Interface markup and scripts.
(begin)
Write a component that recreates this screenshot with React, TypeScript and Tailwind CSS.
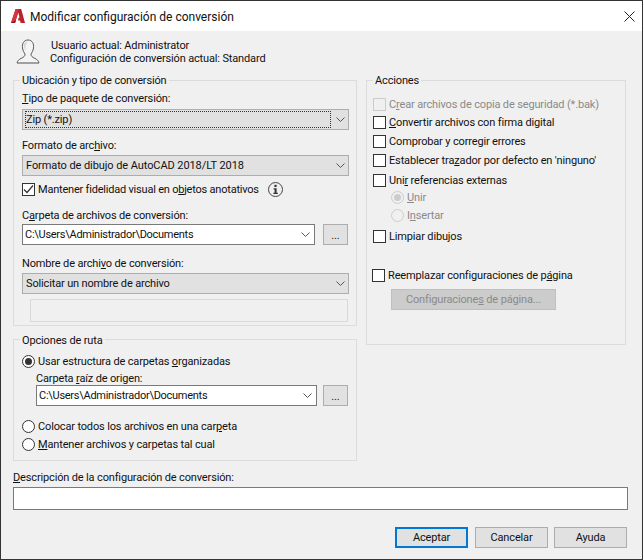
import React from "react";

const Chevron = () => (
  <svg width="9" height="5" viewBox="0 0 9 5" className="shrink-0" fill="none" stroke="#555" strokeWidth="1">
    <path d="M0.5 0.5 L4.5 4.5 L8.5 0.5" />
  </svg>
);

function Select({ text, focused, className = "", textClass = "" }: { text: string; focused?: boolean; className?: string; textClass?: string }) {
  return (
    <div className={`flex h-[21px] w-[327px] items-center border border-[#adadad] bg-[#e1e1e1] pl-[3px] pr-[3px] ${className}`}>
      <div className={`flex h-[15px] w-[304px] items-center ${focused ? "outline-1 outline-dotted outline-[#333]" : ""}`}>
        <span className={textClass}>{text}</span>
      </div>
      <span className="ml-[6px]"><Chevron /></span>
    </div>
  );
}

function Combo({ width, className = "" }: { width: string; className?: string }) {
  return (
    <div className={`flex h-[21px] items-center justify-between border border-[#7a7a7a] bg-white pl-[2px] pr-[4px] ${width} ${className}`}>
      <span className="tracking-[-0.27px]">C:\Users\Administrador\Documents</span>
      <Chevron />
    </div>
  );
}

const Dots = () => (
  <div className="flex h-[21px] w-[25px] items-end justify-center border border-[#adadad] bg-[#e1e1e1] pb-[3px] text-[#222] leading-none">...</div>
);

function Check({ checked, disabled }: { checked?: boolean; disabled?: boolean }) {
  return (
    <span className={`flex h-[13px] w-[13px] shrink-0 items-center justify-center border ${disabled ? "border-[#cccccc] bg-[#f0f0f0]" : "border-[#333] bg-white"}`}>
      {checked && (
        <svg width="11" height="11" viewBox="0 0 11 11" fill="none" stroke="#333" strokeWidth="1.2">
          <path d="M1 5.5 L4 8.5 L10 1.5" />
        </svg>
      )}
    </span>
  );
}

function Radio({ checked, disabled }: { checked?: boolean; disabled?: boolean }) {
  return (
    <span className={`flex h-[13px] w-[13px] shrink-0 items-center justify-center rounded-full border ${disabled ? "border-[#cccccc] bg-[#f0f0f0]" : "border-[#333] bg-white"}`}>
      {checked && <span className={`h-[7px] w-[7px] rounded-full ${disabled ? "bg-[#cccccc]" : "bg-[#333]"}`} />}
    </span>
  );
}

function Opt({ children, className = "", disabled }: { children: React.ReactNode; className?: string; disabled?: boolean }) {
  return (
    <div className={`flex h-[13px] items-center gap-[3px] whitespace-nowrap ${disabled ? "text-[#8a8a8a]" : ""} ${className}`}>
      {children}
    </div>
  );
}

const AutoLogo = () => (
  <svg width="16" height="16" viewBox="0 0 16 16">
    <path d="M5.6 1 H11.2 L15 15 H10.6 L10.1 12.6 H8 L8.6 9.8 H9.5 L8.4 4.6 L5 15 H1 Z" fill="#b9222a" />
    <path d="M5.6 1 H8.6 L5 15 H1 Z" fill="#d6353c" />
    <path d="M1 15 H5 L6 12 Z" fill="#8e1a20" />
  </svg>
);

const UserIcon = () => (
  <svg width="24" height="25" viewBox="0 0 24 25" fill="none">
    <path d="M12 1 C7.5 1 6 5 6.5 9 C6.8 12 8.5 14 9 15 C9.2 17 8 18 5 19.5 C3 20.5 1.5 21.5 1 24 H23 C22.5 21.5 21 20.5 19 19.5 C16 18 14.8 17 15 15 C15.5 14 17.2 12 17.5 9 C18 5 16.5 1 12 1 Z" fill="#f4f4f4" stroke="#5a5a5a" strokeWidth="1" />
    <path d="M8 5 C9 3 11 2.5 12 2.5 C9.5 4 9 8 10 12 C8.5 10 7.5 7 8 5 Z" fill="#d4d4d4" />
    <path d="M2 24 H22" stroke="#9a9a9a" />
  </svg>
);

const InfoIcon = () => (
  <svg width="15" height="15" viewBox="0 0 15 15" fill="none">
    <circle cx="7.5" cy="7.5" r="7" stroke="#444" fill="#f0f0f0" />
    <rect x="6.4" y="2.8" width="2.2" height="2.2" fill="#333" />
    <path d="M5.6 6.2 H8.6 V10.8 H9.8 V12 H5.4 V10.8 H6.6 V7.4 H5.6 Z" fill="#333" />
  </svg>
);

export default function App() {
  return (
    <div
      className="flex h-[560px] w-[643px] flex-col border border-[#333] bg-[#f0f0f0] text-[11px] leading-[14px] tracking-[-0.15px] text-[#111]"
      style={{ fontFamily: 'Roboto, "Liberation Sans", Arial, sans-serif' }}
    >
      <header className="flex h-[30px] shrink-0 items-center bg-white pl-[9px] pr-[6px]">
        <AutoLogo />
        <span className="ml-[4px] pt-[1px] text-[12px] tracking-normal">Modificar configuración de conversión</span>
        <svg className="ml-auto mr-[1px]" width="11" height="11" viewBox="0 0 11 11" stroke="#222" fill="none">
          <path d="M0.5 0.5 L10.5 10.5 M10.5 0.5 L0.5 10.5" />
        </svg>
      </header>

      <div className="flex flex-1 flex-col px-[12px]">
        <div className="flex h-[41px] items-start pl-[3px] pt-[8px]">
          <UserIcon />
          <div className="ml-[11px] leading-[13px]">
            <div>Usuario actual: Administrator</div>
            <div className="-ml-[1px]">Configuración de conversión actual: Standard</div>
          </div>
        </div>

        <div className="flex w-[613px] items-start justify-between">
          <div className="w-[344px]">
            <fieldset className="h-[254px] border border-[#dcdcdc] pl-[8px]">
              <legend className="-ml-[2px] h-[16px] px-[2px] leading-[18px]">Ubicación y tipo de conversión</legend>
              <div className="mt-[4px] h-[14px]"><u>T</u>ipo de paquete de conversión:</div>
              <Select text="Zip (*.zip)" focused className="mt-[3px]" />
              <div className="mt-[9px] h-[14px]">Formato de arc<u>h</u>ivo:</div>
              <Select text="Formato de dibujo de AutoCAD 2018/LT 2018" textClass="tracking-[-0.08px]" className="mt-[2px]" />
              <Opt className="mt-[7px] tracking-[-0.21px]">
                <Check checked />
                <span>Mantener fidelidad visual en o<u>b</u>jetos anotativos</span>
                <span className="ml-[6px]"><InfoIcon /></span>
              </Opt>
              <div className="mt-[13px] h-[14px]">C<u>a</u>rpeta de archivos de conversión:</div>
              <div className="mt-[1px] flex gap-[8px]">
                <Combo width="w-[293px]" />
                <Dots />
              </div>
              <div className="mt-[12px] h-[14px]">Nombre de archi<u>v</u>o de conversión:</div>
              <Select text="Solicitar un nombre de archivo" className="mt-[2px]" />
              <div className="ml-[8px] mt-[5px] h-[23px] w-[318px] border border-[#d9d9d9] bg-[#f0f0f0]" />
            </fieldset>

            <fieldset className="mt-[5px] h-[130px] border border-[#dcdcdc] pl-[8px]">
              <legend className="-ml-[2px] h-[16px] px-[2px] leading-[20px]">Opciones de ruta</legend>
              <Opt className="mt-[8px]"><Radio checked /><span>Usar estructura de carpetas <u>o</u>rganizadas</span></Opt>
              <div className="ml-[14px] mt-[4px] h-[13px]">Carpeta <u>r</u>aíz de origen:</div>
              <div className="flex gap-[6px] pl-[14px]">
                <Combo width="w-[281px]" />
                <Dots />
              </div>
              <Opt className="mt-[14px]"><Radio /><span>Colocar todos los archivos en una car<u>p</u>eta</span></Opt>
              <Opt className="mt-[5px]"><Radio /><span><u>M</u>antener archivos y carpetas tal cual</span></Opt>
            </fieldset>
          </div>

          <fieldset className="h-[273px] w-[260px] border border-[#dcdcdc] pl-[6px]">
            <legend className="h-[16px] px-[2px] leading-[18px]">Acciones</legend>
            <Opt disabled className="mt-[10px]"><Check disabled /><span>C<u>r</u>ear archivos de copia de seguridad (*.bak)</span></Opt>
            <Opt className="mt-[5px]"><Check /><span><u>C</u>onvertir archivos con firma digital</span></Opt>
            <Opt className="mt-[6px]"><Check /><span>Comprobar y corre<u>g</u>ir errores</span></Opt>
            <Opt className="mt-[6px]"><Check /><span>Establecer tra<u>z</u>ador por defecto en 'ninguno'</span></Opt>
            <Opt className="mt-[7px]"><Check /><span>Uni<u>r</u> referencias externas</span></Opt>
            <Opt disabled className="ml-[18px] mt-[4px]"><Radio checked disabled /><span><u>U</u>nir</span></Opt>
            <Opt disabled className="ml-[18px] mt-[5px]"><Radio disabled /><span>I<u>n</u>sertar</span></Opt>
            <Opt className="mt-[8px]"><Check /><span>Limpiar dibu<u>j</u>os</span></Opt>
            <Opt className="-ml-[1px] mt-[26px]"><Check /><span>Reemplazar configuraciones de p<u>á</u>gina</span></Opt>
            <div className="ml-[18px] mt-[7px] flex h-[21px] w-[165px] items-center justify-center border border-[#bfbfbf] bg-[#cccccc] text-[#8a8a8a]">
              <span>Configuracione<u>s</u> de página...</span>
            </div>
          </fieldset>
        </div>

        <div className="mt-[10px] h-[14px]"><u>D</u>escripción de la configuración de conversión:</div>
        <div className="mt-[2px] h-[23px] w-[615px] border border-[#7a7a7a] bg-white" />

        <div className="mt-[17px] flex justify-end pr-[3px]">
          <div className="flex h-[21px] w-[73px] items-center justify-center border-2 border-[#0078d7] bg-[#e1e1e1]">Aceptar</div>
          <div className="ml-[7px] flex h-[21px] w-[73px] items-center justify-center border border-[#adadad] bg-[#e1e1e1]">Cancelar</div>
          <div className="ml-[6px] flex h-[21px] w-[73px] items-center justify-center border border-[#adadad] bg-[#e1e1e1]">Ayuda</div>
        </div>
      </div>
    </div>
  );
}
(end)
(begin)
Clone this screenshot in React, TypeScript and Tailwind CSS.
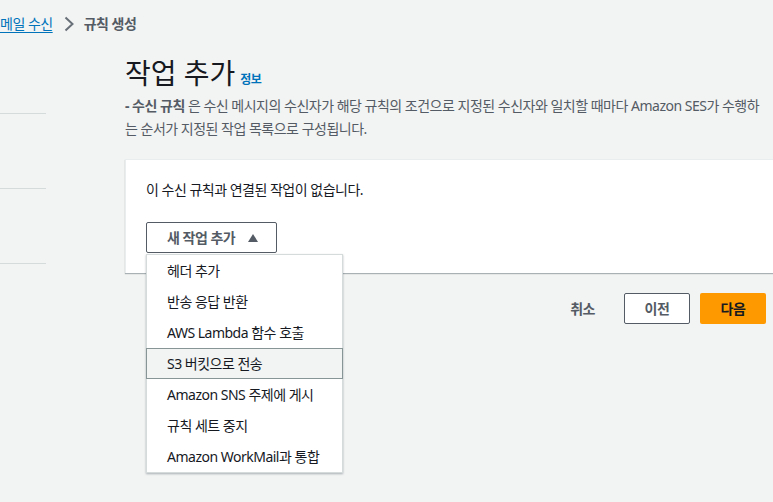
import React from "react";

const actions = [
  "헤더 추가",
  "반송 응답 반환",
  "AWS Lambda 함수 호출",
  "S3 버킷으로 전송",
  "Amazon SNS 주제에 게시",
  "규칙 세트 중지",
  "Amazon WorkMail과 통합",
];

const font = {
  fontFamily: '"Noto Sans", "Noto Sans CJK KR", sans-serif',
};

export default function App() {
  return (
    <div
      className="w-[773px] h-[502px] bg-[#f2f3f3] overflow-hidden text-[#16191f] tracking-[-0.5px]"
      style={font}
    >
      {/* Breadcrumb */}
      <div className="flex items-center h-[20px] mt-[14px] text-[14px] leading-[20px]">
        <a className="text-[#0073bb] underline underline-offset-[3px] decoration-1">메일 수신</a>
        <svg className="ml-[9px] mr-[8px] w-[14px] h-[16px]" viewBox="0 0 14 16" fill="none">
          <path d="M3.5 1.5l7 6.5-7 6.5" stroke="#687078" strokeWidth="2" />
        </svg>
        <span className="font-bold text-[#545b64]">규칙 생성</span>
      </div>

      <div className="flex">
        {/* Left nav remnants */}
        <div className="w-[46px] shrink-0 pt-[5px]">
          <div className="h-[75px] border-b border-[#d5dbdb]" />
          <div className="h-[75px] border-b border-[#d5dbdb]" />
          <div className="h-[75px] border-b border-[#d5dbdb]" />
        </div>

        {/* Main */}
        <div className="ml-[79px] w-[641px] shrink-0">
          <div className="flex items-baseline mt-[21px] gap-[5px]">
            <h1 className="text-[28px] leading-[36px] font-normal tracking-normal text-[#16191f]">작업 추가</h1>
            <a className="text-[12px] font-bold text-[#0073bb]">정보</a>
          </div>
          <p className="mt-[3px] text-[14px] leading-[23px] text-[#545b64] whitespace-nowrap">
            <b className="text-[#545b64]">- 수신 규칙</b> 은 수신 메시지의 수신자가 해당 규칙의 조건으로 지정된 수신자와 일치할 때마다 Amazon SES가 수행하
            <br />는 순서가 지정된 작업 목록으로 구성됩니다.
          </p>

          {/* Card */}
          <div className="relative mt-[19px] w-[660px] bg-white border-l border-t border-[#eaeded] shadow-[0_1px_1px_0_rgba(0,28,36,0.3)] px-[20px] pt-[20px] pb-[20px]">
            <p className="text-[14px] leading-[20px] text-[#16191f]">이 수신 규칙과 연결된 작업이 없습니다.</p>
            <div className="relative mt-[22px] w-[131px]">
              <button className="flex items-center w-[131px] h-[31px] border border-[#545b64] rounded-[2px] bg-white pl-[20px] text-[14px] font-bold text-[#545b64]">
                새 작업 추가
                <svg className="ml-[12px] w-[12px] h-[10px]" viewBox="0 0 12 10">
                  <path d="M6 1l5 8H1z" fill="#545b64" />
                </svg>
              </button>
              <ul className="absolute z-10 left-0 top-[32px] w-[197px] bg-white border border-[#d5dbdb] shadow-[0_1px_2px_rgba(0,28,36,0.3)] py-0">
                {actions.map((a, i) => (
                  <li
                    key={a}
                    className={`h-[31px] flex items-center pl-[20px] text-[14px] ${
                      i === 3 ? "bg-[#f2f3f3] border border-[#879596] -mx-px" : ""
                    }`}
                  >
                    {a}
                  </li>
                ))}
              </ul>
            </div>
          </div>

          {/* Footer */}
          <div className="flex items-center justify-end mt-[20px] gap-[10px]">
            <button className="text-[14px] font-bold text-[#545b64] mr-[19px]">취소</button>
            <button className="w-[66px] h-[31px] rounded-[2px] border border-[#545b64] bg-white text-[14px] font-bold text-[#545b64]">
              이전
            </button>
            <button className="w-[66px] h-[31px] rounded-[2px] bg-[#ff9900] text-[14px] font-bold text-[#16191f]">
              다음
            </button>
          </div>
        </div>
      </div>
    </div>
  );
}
(end)
(begin)
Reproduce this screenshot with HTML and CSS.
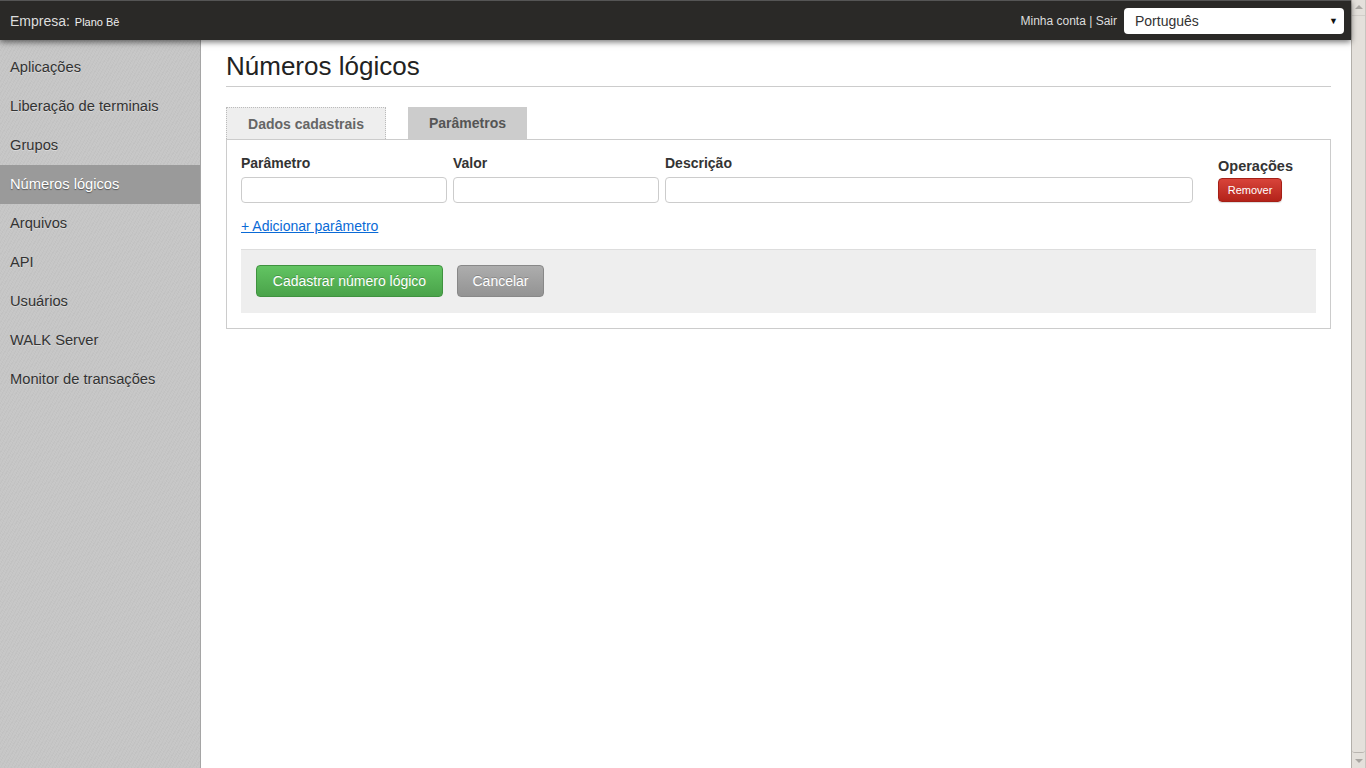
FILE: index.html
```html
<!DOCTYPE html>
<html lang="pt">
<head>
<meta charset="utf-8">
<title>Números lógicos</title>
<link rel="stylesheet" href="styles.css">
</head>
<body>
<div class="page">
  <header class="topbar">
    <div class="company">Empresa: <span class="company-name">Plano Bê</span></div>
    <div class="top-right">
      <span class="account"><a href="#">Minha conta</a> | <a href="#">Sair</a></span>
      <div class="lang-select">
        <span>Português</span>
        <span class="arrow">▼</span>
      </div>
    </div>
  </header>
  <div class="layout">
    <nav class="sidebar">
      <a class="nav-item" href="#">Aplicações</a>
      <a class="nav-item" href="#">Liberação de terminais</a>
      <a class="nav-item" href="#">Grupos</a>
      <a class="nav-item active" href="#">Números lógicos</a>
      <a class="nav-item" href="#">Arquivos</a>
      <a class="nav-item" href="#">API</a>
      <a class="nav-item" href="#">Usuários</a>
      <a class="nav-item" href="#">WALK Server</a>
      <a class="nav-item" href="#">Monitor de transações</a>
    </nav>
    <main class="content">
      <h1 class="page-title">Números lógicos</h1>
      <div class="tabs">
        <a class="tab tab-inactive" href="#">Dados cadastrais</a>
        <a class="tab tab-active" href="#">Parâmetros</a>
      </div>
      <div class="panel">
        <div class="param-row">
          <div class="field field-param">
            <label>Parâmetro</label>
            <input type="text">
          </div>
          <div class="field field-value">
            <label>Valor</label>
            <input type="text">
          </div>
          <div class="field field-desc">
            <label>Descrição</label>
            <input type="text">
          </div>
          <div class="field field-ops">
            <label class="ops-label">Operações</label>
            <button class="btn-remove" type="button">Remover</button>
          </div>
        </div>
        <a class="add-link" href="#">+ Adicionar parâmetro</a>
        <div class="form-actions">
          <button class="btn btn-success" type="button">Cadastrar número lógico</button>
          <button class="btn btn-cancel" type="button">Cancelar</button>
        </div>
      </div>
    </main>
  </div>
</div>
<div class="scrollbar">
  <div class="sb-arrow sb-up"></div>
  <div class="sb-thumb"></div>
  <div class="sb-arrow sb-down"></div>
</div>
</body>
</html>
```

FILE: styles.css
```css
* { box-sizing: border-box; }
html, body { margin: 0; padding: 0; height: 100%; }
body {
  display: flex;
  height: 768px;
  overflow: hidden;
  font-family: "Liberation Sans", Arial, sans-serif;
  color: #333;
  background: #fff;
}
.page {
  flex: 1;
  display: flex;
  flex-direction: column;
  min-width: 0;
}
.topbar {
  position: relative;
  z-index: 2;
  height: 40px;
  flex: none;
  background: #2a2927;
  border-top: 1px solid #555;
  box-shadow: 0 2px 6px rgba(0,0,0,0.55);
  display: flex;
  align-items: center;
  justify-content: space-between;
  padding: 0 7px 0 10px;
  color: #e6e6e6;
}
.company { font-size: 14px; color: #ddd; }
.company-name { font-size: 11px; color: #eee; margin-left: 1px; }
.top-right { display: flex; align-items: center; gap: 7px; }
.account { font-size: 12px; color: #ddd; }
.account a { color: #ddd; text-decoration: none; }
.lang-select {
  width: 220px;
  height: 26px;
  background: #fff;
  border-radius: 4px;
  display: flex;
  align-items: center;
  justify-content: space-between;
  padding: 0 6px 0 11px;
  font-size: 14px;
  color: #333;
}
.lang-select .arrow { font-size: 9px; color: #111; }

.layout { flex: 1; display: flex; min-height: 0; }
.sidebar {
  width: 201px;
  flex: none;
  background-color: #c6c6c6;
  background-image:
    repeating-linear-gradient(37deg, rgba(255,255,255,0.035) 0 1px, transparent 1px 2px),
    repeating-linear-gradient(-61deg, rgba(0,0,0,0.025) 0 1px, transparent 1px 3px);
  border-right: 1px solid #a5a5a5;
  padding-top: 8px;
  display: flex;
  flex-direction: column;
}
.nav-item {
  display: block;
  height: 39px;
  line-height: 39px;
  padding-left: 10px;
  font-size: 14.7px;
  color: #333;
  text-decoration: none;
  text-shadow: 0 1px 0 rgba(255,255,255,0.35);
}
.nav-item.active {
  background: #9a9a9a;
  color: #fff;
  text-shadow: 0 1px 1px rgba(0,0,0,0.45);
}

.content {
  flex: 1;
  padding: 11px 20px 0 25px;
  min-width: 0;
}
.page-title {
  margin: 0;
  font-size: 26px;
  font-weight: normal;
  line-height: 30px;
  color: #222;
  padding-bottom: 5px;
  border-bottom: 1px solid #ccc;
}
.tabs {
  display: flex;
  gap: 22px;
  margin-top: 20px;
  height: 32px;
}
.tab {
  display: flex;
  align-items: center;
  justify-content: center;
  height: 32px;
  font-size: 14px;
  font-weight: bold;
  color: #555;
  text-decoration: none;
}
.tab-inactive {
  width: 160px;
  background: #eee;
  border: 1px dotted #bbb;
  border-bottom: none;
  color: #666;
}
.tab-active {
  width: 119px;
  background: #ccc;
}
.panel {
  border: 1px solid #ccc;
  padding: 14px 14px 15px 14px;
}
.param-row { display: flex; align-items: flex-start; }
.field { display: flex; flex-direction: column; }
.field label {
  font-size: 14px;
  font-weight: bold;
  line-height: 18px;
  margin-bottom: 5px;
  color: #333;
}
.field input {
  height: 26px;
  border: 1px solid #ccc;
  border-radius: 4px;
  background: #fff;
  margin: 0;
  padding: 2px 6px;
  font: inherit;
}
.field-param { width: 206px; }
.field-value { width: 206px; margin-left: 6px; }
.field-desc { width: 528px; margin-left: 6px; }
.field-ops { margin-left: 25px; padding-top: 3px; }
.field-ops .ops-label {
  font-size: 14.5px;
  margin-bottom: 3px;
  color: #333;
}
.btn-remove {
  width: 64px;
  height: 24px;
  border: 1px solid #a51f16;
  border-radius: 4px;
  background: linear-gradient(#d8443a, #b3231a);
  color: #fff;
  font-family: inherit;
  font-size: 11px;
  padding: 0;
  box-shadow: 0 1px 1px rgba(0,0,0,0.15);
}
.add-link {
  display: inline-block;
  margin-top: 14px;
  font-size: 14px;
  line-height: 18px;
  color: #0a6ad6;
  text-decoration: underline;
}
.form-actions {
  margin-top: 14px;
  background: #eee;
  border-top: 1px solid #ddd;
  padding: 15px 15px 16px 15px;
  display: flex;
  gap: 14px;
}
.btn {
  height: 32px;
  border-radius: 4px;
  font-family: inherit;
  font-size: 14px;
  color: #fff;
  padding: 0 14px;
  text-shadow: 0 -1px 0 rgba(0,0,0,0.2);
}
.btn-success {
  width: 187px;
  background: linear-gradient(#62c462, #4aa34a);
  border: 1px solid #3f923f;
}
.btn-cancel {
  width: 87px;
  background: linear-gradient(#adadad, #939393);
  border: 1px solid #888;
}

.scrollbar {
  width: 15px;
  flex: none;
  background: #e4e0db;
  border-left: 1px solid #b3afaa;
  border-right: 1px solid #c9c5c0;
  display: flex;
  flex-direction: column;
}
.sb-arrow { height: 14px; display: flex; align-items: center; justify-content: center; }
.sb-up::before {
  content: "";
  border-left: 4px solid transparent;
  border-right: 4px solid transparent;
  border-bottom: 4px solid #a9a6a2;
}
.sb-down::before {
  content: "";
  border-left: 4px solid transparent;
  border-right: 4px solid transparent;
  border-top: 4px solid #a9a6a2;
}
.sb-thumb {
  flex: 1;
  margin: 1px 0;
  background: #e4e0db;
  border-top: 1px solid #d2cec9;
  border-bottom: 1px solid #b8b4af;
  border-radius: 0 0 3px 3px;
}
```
(end)
DIRECTIONS.
Scan the records above, count the lines with "this" in them, and give only the number.

EXPECTED ANSWER.
3